RECORDS PROVIDED:
[START]

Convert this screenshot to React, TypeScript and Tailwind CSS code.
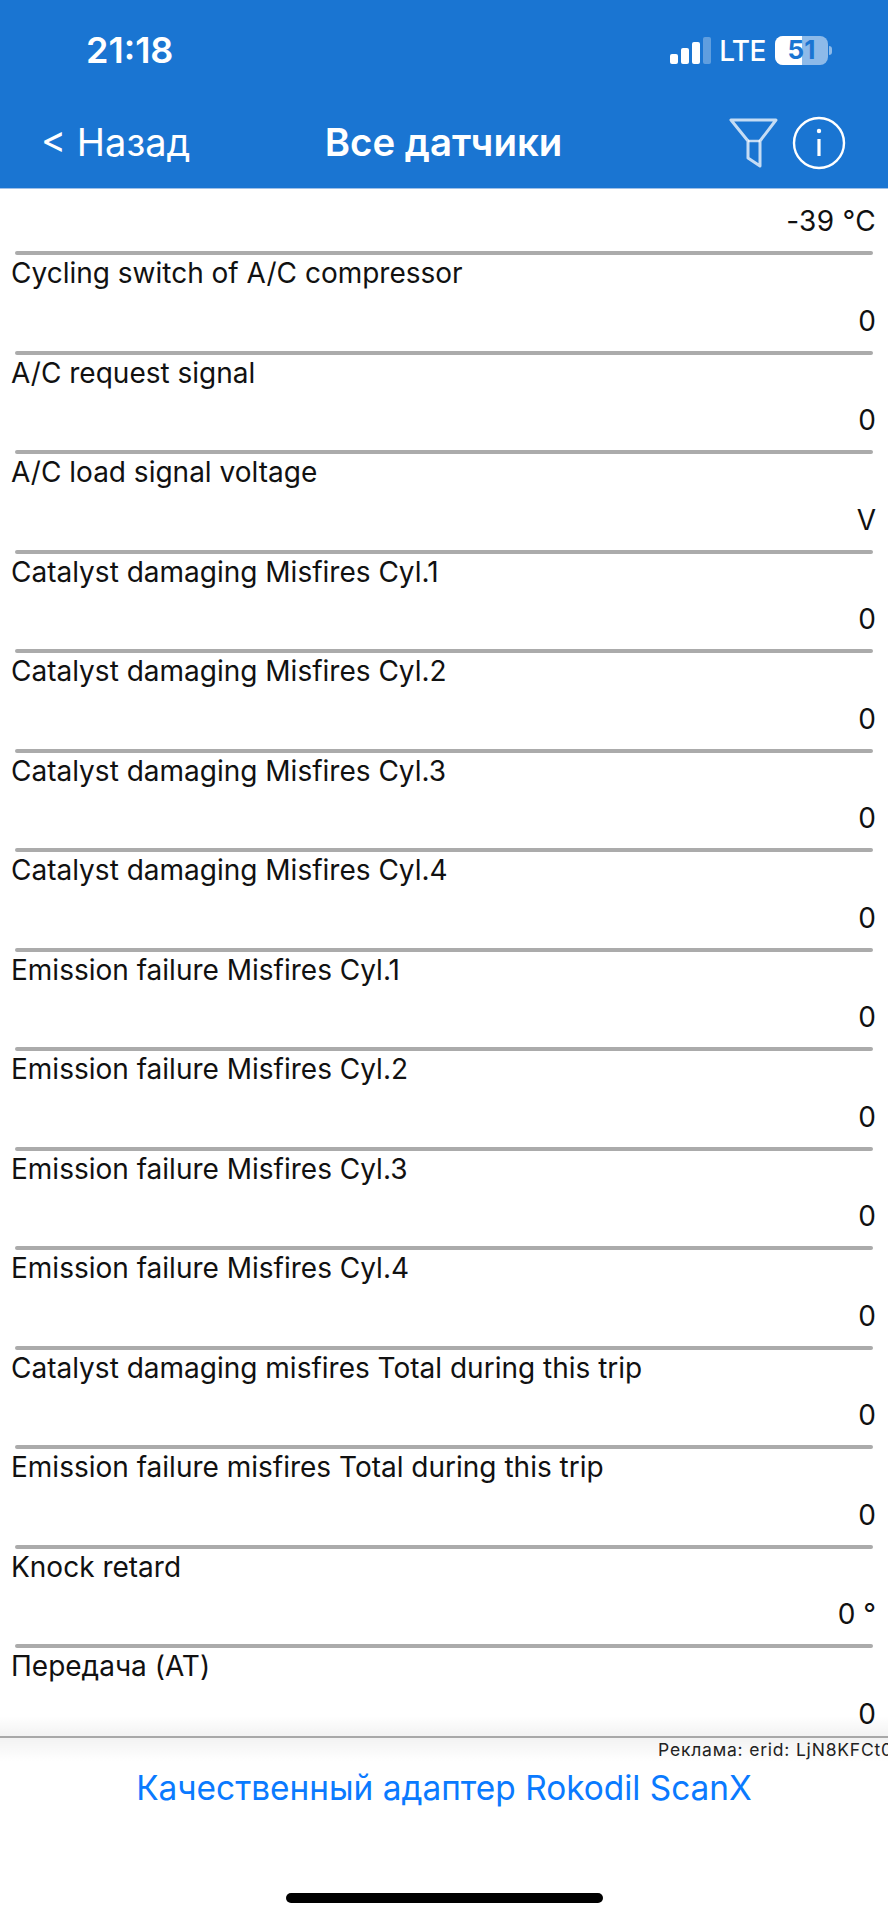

[END]
[START]

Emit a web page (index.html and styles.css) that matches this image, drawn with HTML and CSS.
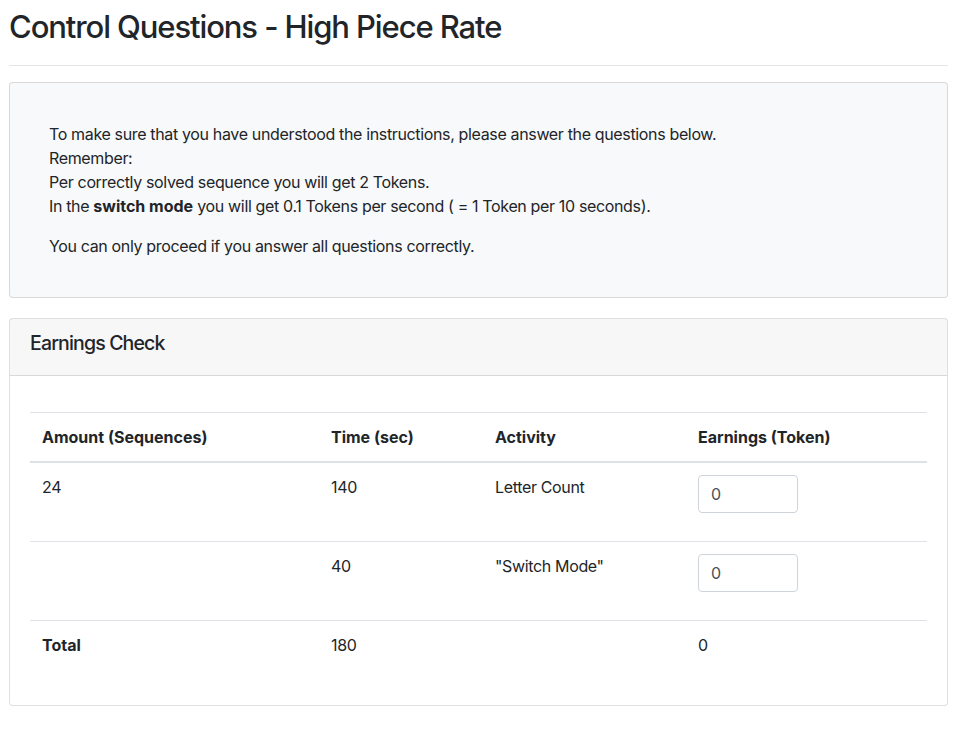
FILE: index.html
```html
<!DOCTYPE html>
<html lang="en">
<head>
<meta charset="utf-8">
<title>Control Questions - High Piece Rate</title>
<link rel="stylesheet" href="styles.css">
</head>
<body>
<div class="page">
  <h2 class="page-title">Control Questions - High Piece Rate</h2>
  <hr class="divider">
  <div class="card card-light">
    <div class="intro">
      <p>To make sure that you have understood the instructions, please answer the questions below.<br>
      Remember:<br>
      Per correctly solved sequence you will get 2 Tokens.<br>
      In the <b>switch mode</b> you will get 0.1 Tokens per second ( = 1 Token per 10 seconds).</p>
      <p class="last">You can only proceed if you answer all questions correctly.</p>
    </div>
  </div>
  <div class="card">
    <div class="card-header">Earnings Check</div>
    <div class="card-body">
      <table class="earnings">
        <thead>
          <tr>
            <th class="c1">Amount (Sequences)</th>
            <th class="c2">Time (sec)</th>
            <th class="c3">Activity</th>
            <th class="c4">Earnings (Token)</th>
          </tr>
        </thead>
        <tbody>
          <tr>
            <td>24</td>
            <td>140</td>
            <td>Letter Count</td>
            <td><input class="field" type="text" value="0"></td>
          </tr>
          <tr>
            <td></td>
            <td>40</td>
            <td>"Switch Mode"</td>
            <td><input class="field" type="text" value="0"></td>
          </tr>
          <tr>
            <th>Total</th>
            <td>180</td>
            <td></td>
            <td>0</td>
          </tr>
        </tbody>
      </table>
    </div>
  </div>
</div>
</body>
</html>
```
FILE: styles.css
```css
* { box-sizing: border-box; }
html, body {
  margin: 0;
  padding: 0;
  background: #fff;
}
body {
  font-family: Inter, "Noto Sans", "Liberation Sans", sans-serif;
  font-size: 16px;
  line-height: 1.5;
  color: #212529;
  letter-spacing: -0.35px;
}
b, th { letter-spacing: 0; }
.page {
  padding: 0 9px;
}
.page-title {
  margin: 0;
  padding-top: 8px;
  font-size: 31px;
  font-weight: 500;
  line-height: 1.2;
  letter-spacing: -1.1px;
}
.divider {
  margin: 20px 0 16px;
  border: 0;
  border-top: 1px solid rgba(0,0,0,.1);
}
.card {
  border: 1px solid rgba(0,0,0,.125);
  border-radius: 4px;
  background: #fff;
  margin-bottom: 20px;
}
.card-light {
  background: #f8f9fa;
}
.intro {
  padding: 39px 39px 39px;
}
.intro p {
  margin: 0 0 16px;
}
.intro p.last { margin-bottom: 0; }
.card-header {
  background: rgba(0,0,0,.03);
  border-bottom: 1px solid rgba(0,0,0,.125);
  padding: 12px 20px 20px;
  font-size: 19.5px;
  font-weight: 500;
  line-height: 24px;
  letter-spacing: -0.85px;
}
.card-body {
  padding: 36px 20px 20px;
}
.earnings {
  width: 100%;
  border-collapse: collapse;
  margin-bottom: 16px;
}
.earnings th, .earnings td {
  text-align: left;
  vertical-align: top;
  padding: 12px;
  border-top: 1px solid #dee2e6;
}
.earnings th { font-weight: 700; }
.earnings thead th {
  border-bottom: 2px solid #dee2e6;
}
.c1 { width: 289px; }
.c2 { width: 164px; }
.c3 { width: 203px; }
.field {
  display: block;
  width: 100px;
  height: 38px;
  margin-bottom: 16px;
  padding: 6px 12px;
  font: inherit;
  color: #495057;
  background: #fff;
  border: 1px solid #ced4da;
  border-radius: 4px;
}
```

[END]
[START]

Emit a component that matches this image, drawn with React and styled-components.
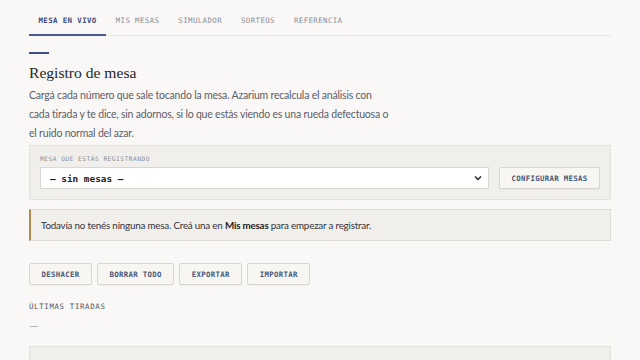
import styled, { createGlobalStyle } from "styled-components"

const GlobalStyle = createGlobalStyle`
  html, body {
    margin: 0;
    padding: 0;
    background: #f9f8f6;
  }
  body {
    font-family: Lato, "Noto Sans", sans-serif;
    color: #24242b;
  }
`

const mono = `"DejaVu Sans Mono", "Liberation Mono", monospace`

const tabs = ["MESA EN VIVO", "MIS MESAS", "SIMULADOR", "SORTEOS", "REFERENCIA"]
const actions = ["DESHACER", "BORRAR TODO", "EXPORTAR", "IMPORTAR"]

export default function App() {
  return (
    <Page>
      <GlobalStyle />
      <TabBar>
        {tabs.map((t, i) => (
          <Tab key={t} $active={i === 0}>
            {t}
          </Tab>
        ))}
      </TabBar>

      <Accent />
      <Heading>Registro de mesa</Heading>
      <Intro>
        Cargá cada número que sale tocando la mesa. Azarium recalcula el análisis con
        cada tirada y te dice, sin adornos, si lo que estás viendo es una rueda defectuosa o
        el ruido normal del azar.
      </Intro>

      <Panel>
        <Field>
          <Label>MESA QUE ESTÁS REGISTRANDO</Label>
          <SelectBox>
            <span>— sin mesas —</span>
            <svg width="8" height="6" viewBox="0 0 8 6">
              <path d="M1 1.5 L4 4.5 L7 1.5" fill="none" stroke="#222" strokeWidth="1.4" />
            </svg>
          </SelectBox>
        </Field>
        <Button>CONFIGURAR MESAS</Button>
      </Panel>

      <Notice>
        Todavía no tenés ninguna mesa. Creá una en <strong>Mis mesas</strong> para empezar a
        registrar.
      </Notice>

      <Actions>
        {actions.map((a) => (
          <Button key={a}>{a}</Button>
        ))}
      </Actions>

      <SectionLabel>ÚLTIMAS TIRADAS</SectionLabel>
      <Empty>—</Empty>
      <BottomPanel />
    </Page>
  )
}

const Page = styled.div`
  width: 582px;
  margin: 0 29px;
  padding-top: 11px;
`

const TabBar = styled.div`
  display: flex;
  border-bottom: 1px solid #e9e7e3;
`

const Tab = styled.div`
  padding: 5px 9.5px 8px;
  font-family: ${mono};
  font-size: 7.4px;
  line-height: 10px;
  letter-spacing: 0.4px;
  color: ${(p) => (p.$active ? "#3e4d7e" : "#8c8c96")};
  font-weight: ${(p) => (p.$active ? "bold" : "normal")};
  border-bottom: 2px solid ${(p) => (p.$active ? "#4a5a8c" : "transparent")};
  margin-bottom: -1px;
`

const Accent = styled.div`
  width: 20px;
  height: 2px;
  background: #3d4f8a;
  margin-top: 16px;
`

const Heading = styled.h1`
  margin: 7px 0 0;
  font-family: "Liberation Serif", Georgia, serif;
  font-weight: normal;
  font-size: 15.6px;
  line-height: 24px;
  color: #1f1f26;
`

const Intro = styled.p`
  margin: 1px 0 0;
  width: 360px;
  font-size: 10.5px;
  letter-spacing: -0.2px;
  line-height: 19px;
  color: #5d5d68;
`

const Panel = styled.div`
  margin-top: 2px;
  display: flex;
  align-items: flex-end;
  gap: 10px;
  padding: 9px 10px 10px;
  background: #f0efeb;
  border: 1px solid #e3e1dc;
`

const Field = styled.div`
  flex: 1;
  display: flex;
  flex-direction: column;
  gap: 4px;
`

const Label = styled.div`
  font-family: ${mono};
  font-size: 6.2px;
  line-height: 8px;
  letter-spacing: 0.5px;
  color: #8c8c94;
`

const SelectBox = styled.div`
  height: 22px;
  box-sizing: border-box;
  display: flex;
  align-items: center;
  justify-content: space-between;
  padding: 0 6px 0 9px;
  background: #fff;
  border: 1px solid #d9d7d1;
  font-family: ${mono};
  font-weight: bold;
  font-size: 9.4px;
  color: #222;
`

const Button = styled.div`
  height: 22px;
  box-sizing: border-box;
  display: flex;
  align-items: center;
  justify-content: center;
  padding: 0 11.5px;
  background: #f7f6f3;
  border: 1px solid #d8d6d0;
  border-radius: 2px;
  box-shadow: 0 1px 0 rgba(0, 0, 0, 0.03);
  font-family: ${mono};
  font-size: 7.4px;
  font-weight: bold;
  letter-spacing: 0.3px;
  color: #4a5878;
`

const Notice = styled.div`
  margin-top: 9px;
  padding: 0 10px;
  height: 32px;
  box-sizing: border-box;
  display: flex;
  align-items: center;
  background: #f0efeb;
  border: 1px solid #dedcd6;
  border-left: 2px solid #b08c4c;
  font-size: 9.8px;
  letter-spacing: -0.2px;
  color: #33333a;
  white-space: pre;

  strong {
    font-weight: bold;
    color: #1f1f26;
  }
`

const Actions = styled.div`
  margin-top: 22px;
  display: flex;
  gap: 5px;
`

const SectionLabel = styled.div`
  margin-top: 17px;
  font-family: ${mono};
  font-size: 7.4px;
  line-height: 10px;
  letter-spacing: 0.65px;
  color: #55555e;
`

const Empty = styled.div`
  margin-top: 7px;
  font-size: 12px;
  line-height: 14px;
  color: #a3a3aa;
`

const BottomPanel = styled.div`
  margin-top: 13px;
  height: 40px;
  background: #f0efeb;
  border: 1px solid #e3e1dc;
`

[END]

WRITTEN INSTRUCTION: Gather all lines where the word "Emit" appears.

FINAL RESULT:
Emit a web page (index.html and styles.css) that matches this image, drawn with HTML and CSS.
Emit a component that matches this image, drawn with React and styled-components.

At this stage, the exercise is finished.